Assuming a $100MM budget, our predicted successful film is a science fiction movie starring Samuel L. Jackson directed by Steven Spielberg released in the summer.
- Data Sources - Wikipedia, Box Office Mojo, Rotten Tomatoes
- Processing Platform - A Linux (CentOS) instance hosted on Amazon EC2
- Data Storage - Microsoft Excel or CSV’s on a local file system
- Data Mining and Processing - Python 3 (Main libraries: BeautifulSoup, Wikipedia, NLTK, urllib, requests)
- Data Transformation and Analysis - Microsoft Excel, SAS
- Data Vizualization – Tableau, Microsoft Excel
- Predictive Modeling - R
- Version Control - Git
Using Python, we performed the following steps:
- Created a primary list of all movies listed in the alphabetical indexes found in the following link: http://en.wikipedia.org/wiki/Lists_of_films#Alphabetical_indices.

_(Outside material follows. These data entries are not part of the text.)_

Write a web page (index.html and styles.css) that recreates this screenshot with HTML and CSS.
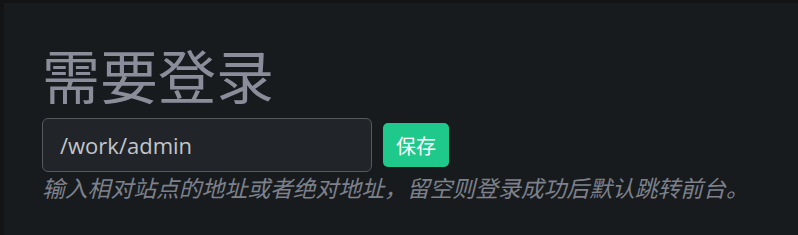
FILE: index.html
```html
<!DOCTYPE html>
<html lang="zh-CN">
<head>
  <meta charset="UTF-8">
  <meta name="viewport" content="width=device-width, initial-scale=1.0">
  <title>需要登录</title>
  <link rel="stylesheet" href="styles.css">
</head>
<body>
  <div class="panel">
    <h1 class="title">需要登录</h1>
    <div class="field-row">
      <input type="text" class="path-input" value="/work/admin">
      <button class="save-btn">保存</button>
    </div>
    <p class="help">输入相对站点的地址或者绝对地址，留空则登录成功后默认跳转前台。</p>
  </div>
</body>
</html>
```

FILE: styles.css
```css
body {
  margin: 0;
  padding: 3px 0 0 4px;
  background: #131416;
  font-family: "Noto Sans", "Noto Sans CJK SC", sans-serif;
  height: 232px;
  overflow: hidden;
}

.panel {
  background: #181b1e;
  height: 100%;
  padding: 33px 0 0 38px;
  box-sizing: border-box;
}

.title {
  margin: 0;
  font-family: "Noto Sans CJK SC", sans-serif;
  font-weight: 400;
  font-size: 58px;
  line-height: 76px;
  color: #8b8d9a;
}

.field-row {
  display: flex;
  align-items: center;
  gap: 11px;
  margin-top: 6px;
}

.path-input {
  width: 330px;
  height: 54px;
  box-sizing: border-box;
  padding: 0 17px;
  background: #212429;
  border: 1px solid #55585d;
  border-radius: 6px;
  color: #c3c6cb;
  font-family: "Open Sans", "Noto Sans CJK SC", sans-serif;
  font-size: 22px;
  outline: none;
}

.save-btn {
  height: 44px;
  padding: 0 13px;
  background: #1fc98b;
  border: none;
  border-radius: 5px;
  color: #fff;
  font-family: "Noto Sans CJK SC", sans-serif;
  font-size: 20px;
}

.help {
  margin: 1px 0 0;
  font-family: "Noto Sans CJK SC", sans-serif;
  font-style: italic;
  font-size: 22.8px;
  line-height: 30px;
  color: #7e818b;
}
```
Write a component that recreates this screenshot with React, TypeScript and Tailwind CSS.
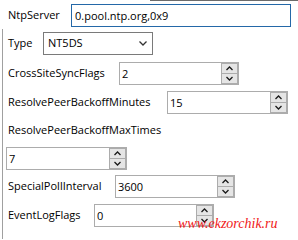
const Chevron = ({ up }: { up?: boolean }) => (
  <svg width="7" height="5" viewBox="0 0 7 5" className="block">
    <polyline
      points={up ? '0.5,4 3.5,1 6.5,4' : '0.5,1 3.5,4 6.5,1'}
      fill="none"
      stroke="#1a1a1a"
      strokeWidth="1.3"
    />
  </svg>
);

const Spinner = () => (
  <div className="flex w-[17px] flex-col gap-px bg-[#acacac] p-px">
    <div className="flex flex-1 items-center justify-center bg-[#e5e5e5]">
      <Chevron up />
    </div>
    <div className="flex flex-1 items-center justify-center bg-[#e5e5e5]">
      <Chevron />
    </div>
  </div>
);

const NumBox = ({ value, width }: { value: string; width: string }) => (
  <div className={`flex h-[23px] border border-[#acacac] bg-white ${width}`}>
    <span className="flex-1 pl-[2px] leading-[21px]">{value}</span>
    <Spinner />
  </div>
);

const App = () => {
  const rows = [
    { label: 'CrossSiteSyncFlags', value: '2', labelW: 'w-[111px]', boxW: 'w-[120px]', mt: 'mt-[7px]' },
    { label: 'ResolvePeerBackoffMinutes', value: '15', labelW: 'w-[159px]', boxW: 'w-[121px]', mt: 'mt-[6px]' },
  ];

  return (
    <div
      className="relative h-[240px] w-[298px] overflow-hidden bg-white text-[11px] text-black"
      style={{ fontFamily: "'Open Sans', 'Noto Sans', sans-serif" }}
    >
      <div className="ml-[150px] h-px bg-[#6b6b6b]" />

      {/* NtpServer */}
      <div className="mt-[3px] flex items-center pl-[8px]">
        <span className="w-[63px]">NtpServer</span>
        <div className="h-[23px] w-[220px] border border-[#2468a8] pl-[3px] leading-[21px]">
          0.pool.ntp.org,0x9
        </div>
      </div>

      {/* bordered group */}
      <div className="ml-[2px] mt-[2px] h-[210px] border-l border-[#a0a0a0] pl-[5px] pt-[3px]">
        <div className="flex items-center">
          <span className="w-[35px]">Type</span>
          <div className="flex h-[23px] w-[110px] items-center justify-between border border-[#7a7a7a] pl-[4px] pr-[5px]">
            <span>NT5DS</span>
            <svg width="8" height="5" viewBox="0 0 8 5">
              <polyline points="0.5,0.5 4,4 7.5,0.5" fill="none" stroke="#333" strokeWidth="1.3" />
            </svg>
          </div>
        </div>

        {rows.map((r) => (
          <div key={r.label} className={`flex items-center ${r.mt}`}>
            <span className={r.labelW}>{r.label}</span>
            <NumBox value={r.value} width={r.boxW} />
          </div>
        ))}

        <div className="mt-[8px] leading-[16px]">ResolvePeerBackoffMaxTimes</div>
        <div className="-ml-[2px] mt-[9px]">
          <NumBox value="7" width="w-[121px]" />
        </div>

        <div className="mt-[5px] flex items-center">
          <span className="w-[107px]">SpecialPollInterval</span>
          <NumBox value="3600" width="w-[120px]" />
        </div>

        <div className="mt-[6px] flex items-center">
          <span className="w-[86px]">EventLogFlags</span>
          <NumBox value="0" width="w-[120px]" />
        </div>
      </div>

      <span
        className="absolute left-[178px] top-[213px] text-[14px] italic text-[#f01818]"
        style={{ fontFamily: "'Liberation Serif', serif" }}
      >
        www.ekzorchik.ru
      </span>
    </div>
  );
};

export default App;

- Downloaded each movie page locally to prevent repeated web requests.
- Extracted the relevant data fields by web mining the local files. Most of the data was extracted from Wikipedia’s Summary table from the HTML source of the film’s Wikipedia page. Increased speed of our data collection script by following a MapReduce paradigm. Fields extracted from Wikipedia:
- Release Date
- Budget
- Revenue
- Director(s)
- Starring Actors(s)
- Production Company(s)
- We still needed to extract Genre for each movie, which was more challenging due to the fact that it was contained within the text of the Wikipedia page itself. We used Python to perform some basic natural language processing. Here were our steps:
- Target the introductory paragraph on each film’s Wikipedia page
- Split the paragraph into sentences
- Target the first sentence of the paragraph, where the Genre name was commonly found
- Remove any non-alphabetical characters
- Split that sentence into words
- Check that list of words against a list of Genres
- Return the word if a match was found
- Web mined additional data fields from Box Office Mojo (IMDB):
- Created a primary list of film urls listed on Box Office Mojo’s alphabetical index.
- Visited each film page and extracted the following fields:
- Movie name
- MPAA rating
- Run time
- Opening Weekend total sales
- Domestic total sales
- Global total sales
- Number of theaters (widest release)
- Release date.
- After the film data extraction, we stored each movie as a row and each associated piece of data as a column in a CSV.
- Web mined lists (saved initially as CSV’s) of notable actors, producers, and directors found at the URL’s listed below. These lists were gathered and stored as separate tables in the Excel database for later analysis:
- Finally, SAS was used to clean some of the data (e.g. to remove single quotes, duplicates, etc.), to create our Excel Database, and to create a sample report.
- We used SAS to: reformat data; parse and create flags (0/1) forexistence of notable directors, producers, and actors; generate the updated Excel database.
- Our next challenge was joining the two datasets together (Wikipedia and Box Office Mojo), which we accomplished using SAS and the film title and release year fields.
- Once the datasets were combined into a single database, we manually cleaned up any fields that did not have complete data. We removed rows based on the following criteria: no match in the Box Office Mojo dataset, missing Revenue or Budget fields, missing predictive fields.
- After the final dataset was created, we used R to run a random forest predictive model on a number of key fields. We created a training and test dataset using the final version of our Excel database.
- Once the predictive model was trained, we used Python to generate a very large dataset containing all possible combinations of our chosen genres, directors, release seasons, MPAA ratings, and budgets.
- To arrive at our final predictions we passed the generated dataset through the predictive model that was trained on our original data and then sorted by predicted global total revenue to see which combination of characteristics combined to yield the highest revenue. We did the same for opening weekend sales.
- To perform sentiment analysis, we extracted the review text, film title, and film year from a pool of 27,886 HTML files from the IMDB archive.
- We then created and evaluated a Naïve Bayes Classifier written in Python that assigns positive or negative sentiment to lists of text.
- Once trained and tested, we ran the classifier over the unlabeled reviews from IMDB’s archives. The results were then joined to our final Excel database.